[AVAILABLE DATA]:
····················

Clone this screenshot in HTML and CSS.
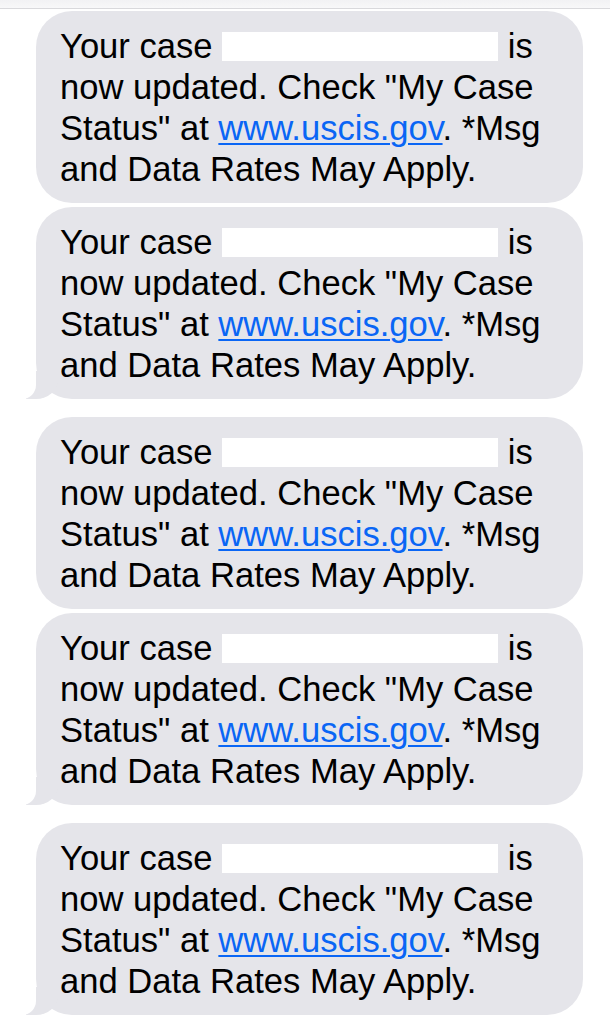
FILE: index.html
```html
<!DOCTYPE html>
<html lang="en">
<head>
  <meta charset="UTF-8">
  <title>Messages</title>
  <link rel="stylesheet" href="styles.css">
</head>
<body>

<div class="top-bar"></div>

<div class="thread">
  <div class="group">
    <div class="bubble">Your case <span class="redacted"></span> is now updated. Check "My Case Status" at <a href="#">www.uscis.gov</a>. *Msg and Data Rates May Apply.</div>
    <div class="bubble tail">Your case <span class="redacted"></span> is now updated. Check "My Case Status" at <a href="#">www.uscis.gov</a>. *Msg and Data Rates May Apply.</div>
  </div>
  <div class="group">
    <div class="bubble">Your case <span class="redacted"></span> is now updated. Check "My Case Status" at <a href="#">www.uscis.gov</a>. *Msg and Data Rates May Apply.</div>
    <div class="bubble tail">Your case <span class="redacted"></span> is now updated. Check "My Case Status" at <a href="#">www.uscis.gov</a>. *Msg and Data Rates May Apply.</div>
  </div>
  <div class="group">
    <div class="bubble tail">Your case <span class="redacted"></span> is now updated. Check "My Case Status" at <a href="#">www.uscis.gov</a>. *Msg and Data Rates May Apply.</div>
  </div>
</div>

</body>
</html>
```

FILE: styles.css
```css
body {
  margin: 0;
  background: white;
  font-family: 'Liberation Sans', Arial, sans-serif;
  overflow: hidden;
}

.top-bar {
  height: 8px;
  background: linear-gradient(#f2f2f4, #f8f8f9);
  border-bottom: 1px solid #d9d9dc;
}

.thread {
  display: flex;
  flex-direction: column;
  gap: 18px;
  padding-top: 2px;
}

.group {
  display: flex;
  flex-direction: column;
  gap: 4px;
}

.bubble {
  position: relative;
  margin-left: 36px;
  width: 547px;
  box-sizing: border-box;
  padding: 15px 20px 13px 24px;
  background: #e5e5ea;
  border-radius: 36px;
  color: #000;
  font-size: 34.6px;
  line-height: 41px;
}

.bubble a {
  color: #0a66f5;
  text-decoration: underline;
  text-decoration-thickness: 2px;
  text-underline-offset: 3px;
}

.redacted {
  display: inline-block;
  width: 276px;
  height: 29px;
  background: white;
  vertical-align: -3px;
}

/* the little tail under the last bubble of a group */
.tail::before {
  content: "";
  position: absolute;
  bottom: 0;
  left: -10px;
  width: 32px;
  height: 28px;
  background: #e5e5ea;
  border-bottom-right-radius: 22px 20px;
}

.tail::after {
  content: "";
  position: absolute;
  bottom: 0;
  left: -16px;
  width: 16px;
  height: 28px;
  background: white;
  border-bottom-right-radius: 14px 14px;
}
```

····················

[EXERCISE INSTRUCTIONS]: Give an exact copy of the material, leaving out every picture.

[IN RESPONSE]:
Clone this screenshot in HTML and CSS.
FILE: index.html
```html
<!DOCTYPE html>
<html lang="en">
<head>
  <meta charset="UTF-8">
  <title>Messages</title>
  <link rel="stylesheet" href="styles.css">
</head>
<body>

<div class="top-bar"></div>

<div class="thread">
  <div class="group">
    <div class="bubble">Your case <span class="redacted"></span> is now updated. Check "My Case Status" at <a href="#">www.uscis.gov</a>. *Msg and Data Rates May Apply.</div>
    <div class="bubble tail">Your case <span class="redacted"></span> is now updated. Check "My Case Status" at <a href="#">www.uscis.gov</a>. *Msg and Data Rates May Apply.</div>
  </div>
  <div class="group">
    <div class="bubble">Your case <span class="redacted"></span> is now updated. Check "My Case Status" at <a href="#">www.uscis.gov</a>. *Msg and Data Rates May Apply.</div>
    <div class="bubble tail">Your case <span class="redacted"></span> is now updated. Check "My Case Status" at <a href="#">www.uscis.gov</a>. *Msg and Data Rates May Apply.</div>
  </div>
  <div class="group">
    <div class="bubble tail">Your case <span class="redacted"></span> is now updated. Check "My Case Status" at <a href="#">www.uscis.gov</a>. *Msg and Data Rates May Apply.</div>
  </div>
</div>

</body>
</html>
```

FILE: styles.css
```css
body {
  margin: 0;
  background: white;
  font-family: 'Liberation Sans', Arial, sans-serif;
  overflow: hidden;
}

.top-bar {
  height: 8px;
  background: linear-gradient(#f2f2f4, #f8f8f9);
  border-bottom: 1px solid #d9d9dc;
}

.thread {
  display: flex;
  flex-direction: column;
  gap: 18px;
  padding-top: 2px;
}

.group {
  display: flex;
  flex-direction: column;
  gap: 4px;
}

.bubble {
  position: relative;
  margin-left: 36px;
  width: 547px;
  box-sizing: border-box;
  padding: 15px 20px 13px 24px;
  background: #e5e5ea;
  border-radius: 36px;
  color: #000;
  font-size: 34.6px;
  line-height: 41px;
}

.bubble a {
  color: #0a66f5;
  text-decoration: underline;
  text-decoration-thickness: 2px;
  text-underline-offset: 3px;
}

.redacted {
  display: inline-block;
  width: 276px;
  height: 29px;
  background: white;
  vertical-align: -3px;
}

/* the little tail under the last bubble of a group */
.tail::before {
  content: "";
  position: absolute;
  bottom: 0;
  left: -10px;
  width: 32px;
  height: 28px;
  background: #e5e5ea;
  border-bottom-right-radius: 22px 20px;
}

.tail::after {
  content: "";
  position: absolute;
  bottom: 0;
  left: -16px;
  width: 16px;
  height: 28px;
  background: white;
  border-bottom-right-radius: 14px 14px;
}
```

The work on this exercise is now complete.